La garantie du fournisseur de lentille s'applique au défaut de fabrication, mais pas si la lentille est brisée. «Il faut voir avec le fournisseur s'il peut faire une exception et nous la remplacer. Mais s'il nous fait payer, on n'a pas le choix de le faire payer au client», a dit M. Kaboul, en invitant sa cliente à revenir le voir.

Les clients insatisfaits peuvent déposer une plainte auprès de l'Ordre des opticiens d'ordonnance qui pourra examiner la situation: est-ce que la rainure a été bien faite? Est-ce que l'épaisseur minimale a été respectée? Est-ce que Mme Nguyen a été bien conseillée par l'opticien? S'agissait-il vraiment d'un opticien?

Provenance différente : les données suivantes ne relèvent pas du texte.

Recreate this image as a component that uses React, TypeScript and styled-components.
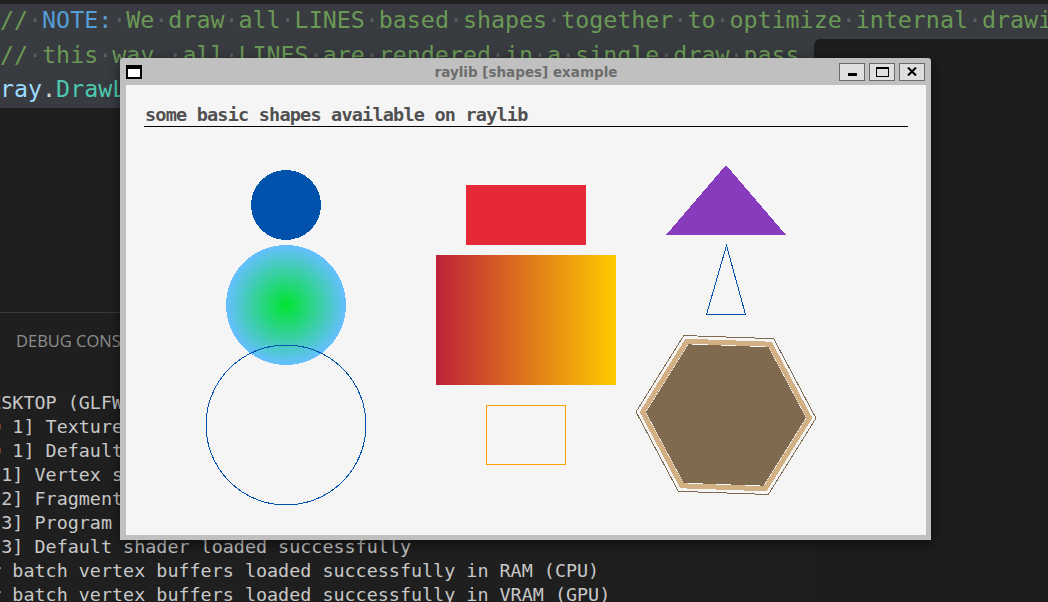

Depuis plusieurs années, l'Ordre des opticiens dénonce les bureaux d'optométristes qui confient les tâches d'opticiens à des non-professionnels qui n'ont pas les compétences nécessaires, ce qui peut mener à des erreurs importantes.

Au Québec, seuls les optométristes et les opticiens ont le droit de poser, d'ajuster, de remplacer ou de vendre des lunettes.

En février 2009, 22 non-professionnels ont été accusés de pratiques illégales dans des bureaux d'optométristes, principalement les chaînes Greiche&Scaff, Lunetterie Sears et Optique Laurier.

Greiche&Scaff possède plus de 75 succursales partout au Québec avec plus de 300 employés et 80 optométristes, mais seulement quatre opticiens, selon la liste des membres de l'Ordre des opticiens d'ordonnance du Québec.